Warranty - AK represents and warrants that he has full right and authority to deal in an unrestricted manner with the Property Interests set out in Schedule A attached hereto;

 
1

 

5.  
Costs - each Party is responsible for its own costs related to the preparation and execution of the Definitive Agreement contemplated by this LOI;

6.  
Due-Diligence - Each Party is responsible for its own due diligence, at its own cost.

7.  
Confidentiality - The Parties acknowledge and agree that in the course of due diligence, the Parties may have access to or acquire information which is strictly confidential, not publicly known, has value from not being publicly known, and is subject to efforts of the Parties to maintain its confidentiality. The Parties agree that the Information shall be used or disclosed only as necessary for the purpose of carrying out due diligence. The Parties agree that during the course of due diligence and after to keep confidential and refrain from using or disclosing, directly or indirectly, any of the Information for any purpose.

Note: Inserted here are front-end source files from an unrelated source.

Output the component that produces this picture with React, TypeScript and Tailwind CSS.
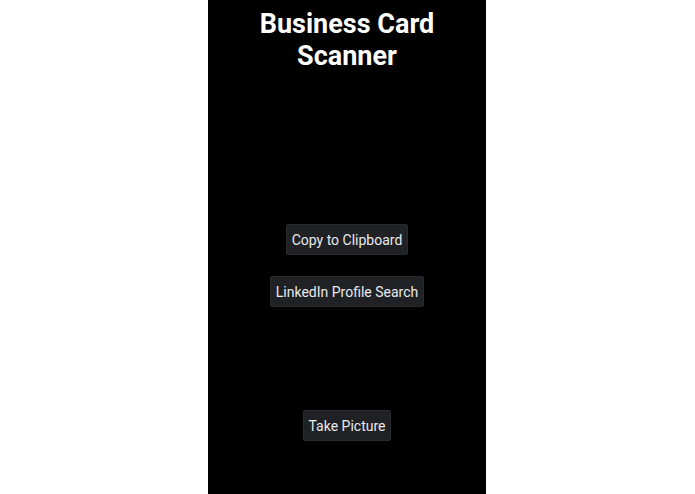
import React from 'react';

const buttonClass =
  "bg-[#202124] text-[#e8eaed] text-[14px] leading-[31px] h-[31px] px-[5px] rounded-[2px] border border-[#2a2b2e]";

export default function App() {
  return (
    <div className="w-full h-[494px] bg-white flex font-['Roboto',sans-serif]">
      <div className="ml-[208px] w-[278px] h-full bg-black flex flex-col items-center">
        <h1 className="mt-[8px] text-white text-[27px] font-bold leading-[32px] text-center">
          Business Card
          <br />
          Scanner
        </h1>
        <button className={`${buttonClass} mt-[152px]`}>Copy to Clipboard</button>
        <button className={`${buttonClass} mt-[21px]`}>LinkedIn Profile Search</button>
        <button className={`${buttonClass} mt-[103px]`}>Take Picture</button>
      </div>
    </div>
  );
}
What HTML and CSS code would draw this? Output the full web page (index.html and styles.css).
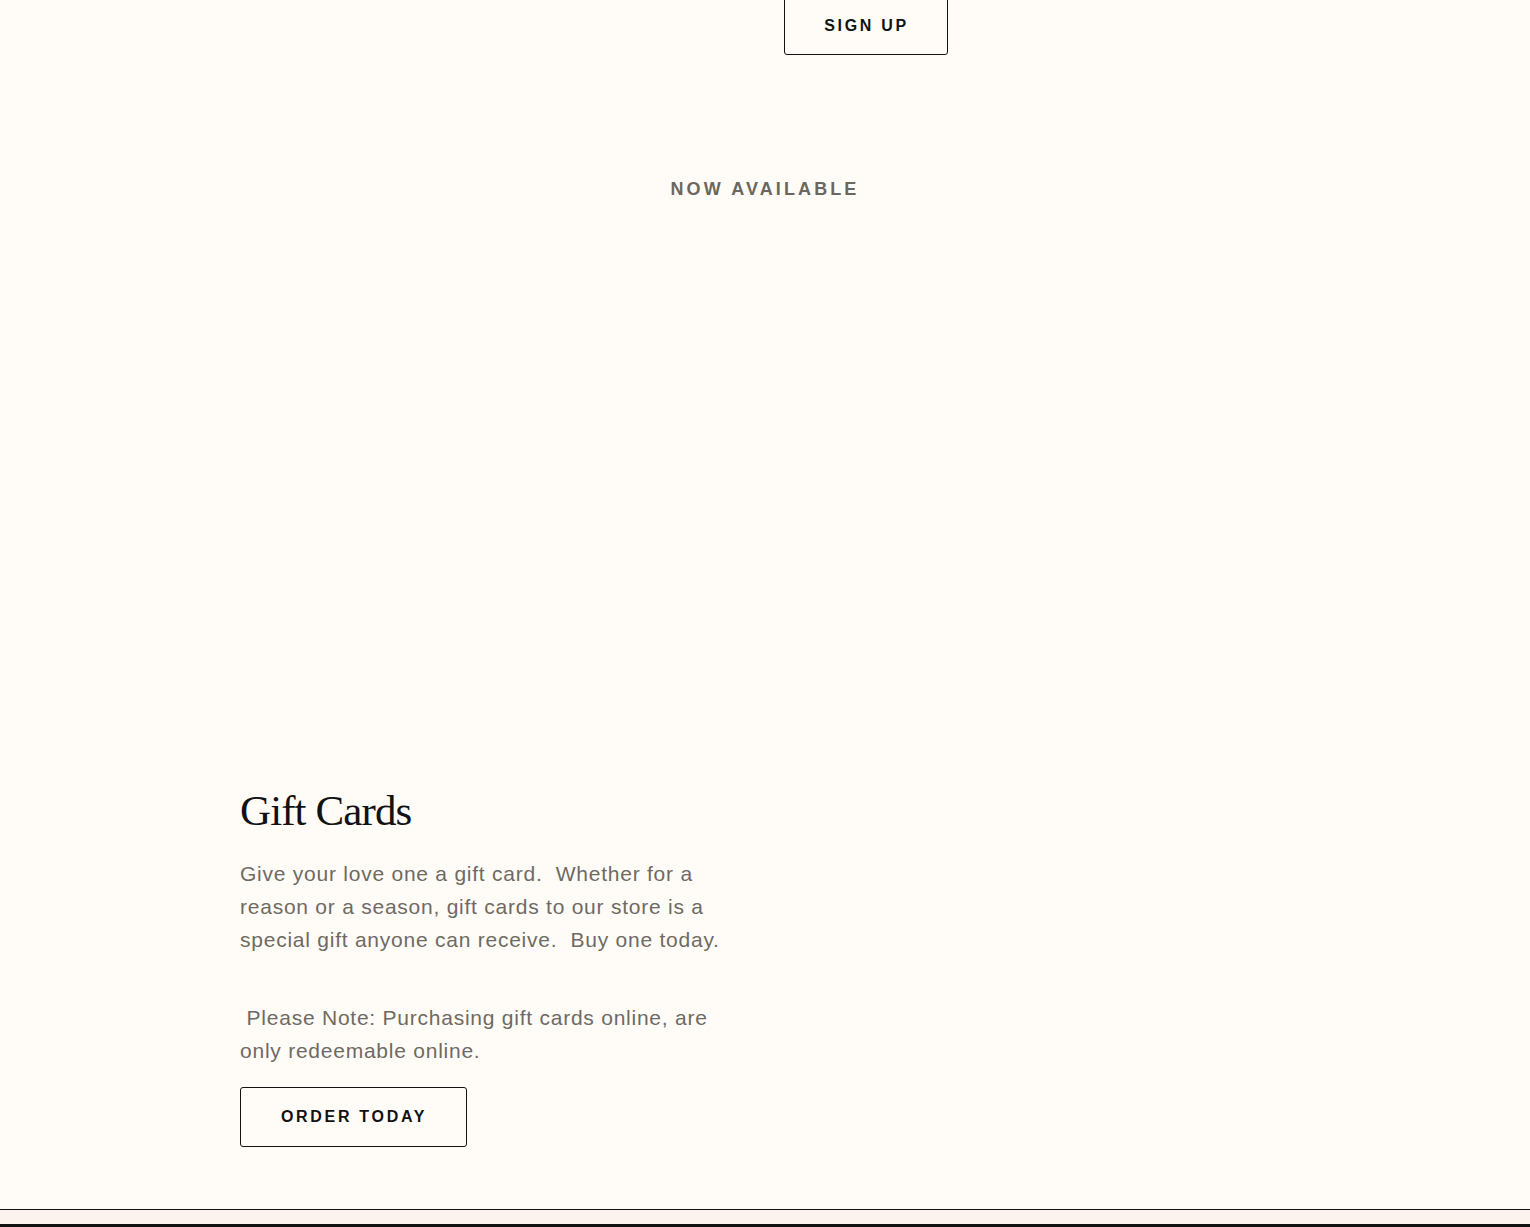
FILE: index.html
```html
<!DOCTYPE html>
<html lang="en">
<head>
<meta charset="utf-8">
<title>Gift Cards</title>
<link rel="stylesheet" href="styles.css">
</head>
<body>
<main class="page">
  <section class="signup">
    <div class="container signup-row">
      <button class="btn btn-signup" type="button">Sign up</button>
    </div>
  </section>

  <section class="feature">
    <h2 class="eyebrow">Now available</h2>
    <div class="media-space"></div>
    <div class="container">
      <div class="content">
        <h3 class="title">Gift Cards</h3>
        <p class="text">Give your love one a gift card.&nbsp; Whether for a reason or a season, gift cards to our store is a special gift anyone can receive.&nbsp; Buy one today.</p>
        <p class="text note">&nbsp;Please Note: Purchasing gift cards online, are only redeemable online.</p>
        <a class="btn btn-order" href="#">Order today</a>
      </div>
    </div>
  </section>

  <footer class="footer">
    <div class="footer-band"></div>
    <div class="footer-dark"></div>
  </footer>
</main>
</body>
</html>
```

FILE: styles.css
```css
* { box-sizing: border-box; }

html, body {
  margin: 0;
  padding: 0;
}

body {
  background: #fffcf8;
  font-family: "Liberation Sans", Arial, Helvetica, sans-serif;
  color: #121212;
}

.container {
  width: 1050px;
  margin: 0 auto;
}

.signup-row {
  display: flex;
}

.btn {
  display: inline-flex;
  align-items: center;
  justify-content: center;
  height: 60px;
  border: 1px solid #121212;
  border-radius: 3px;
  background: transparent;
  color: #121212;
  font-family: "Liberation Sans", Arial, Helvetica, sans-serif;
  font-size: 16px;
  font-weight: 700;
  letter-spacing: 2.7px;
  text-transform: uppercase;
  text-decoration: none;
  padding: 0 38px 0 39px;
}

.btn-signup {
  margin-left: 544px;
  margin-top: -5px;
  width: 164px;
  padding: 0 0 0 1px;
  padding-top: 2px;
}

.eyebrow {
  margin: 122px 0 0;
  text-align: center;
  font-size: 18px;
  line-height: 25px;
  font-weight: 700;
  letter-spacing: 3.1px;
  text-transform: uppercase;
  color: #6b675d;
}

.media-space {
  height: 583px;
}

.content {
  width: 495px;
}

.title {
  margin: 0;
  font-family: "Liberation Serif", "Times New Roman", serif;
  font-weight: 400;
  font-size: 43px;
  line-height: 52px;
  letter-spacing: -0.9px;
  color: #121212;
}

.text {
  margin: 20px 0 0;
  font-size: 21px;
  line-height: 33px;
  letter-spacing: 0.76px;
  color: #6e6a63;
}

.note {
  margin-top: 45px;
}

.btn-order {
  margin-top: 20px;
  width: 227px;
}

.footer {
  margin-top: 62px;
  border-top: 1px solid #121212;
}

.footer-band {
  height: 14px;
  background: #fcf2ee;
}

.footer-dark {
  height: 40px;
  background: #121212;
}
```
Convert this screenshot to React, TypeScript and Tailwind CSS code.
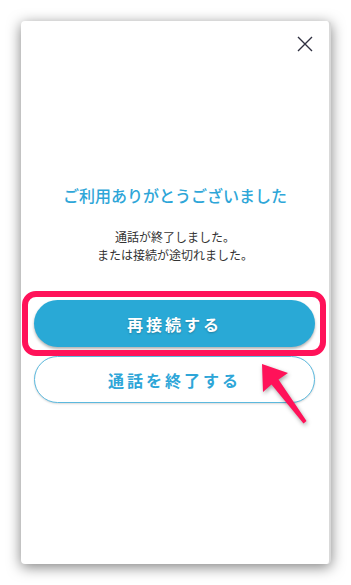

Signed and agreed this 8thday of November, 2009.

BCO Hydrocarbon Ltd.
 
/s/ Daniel P. Brooks                                                                                     /s/ Andrew Krieger
Per: Mr. Daniel P. Brooks, C.E.O.                                                               Mr. Andrew Krieger

 
2

 

Schedule “A”

Letter of Intent
Dated
November 8, 2009
Between
BCO Hydrocarbon Ltd. (“BCO”)
And
Mr. Andrew Krieger (“AK”)

 
Lands/leases/royalties of Mr. Andrew Krieger as described in the attached copies of the actual underlying agreements.
 
1 The leasehold with Chesapeake Appalachia LLC which covers 186 +/- acres of property (copies to be provided);

2 Leasehold to be entered into with BCO Hydrocarbon Ltd. which covers an additional 720+/- acres of properties in the same town of Livingston Manor, New York.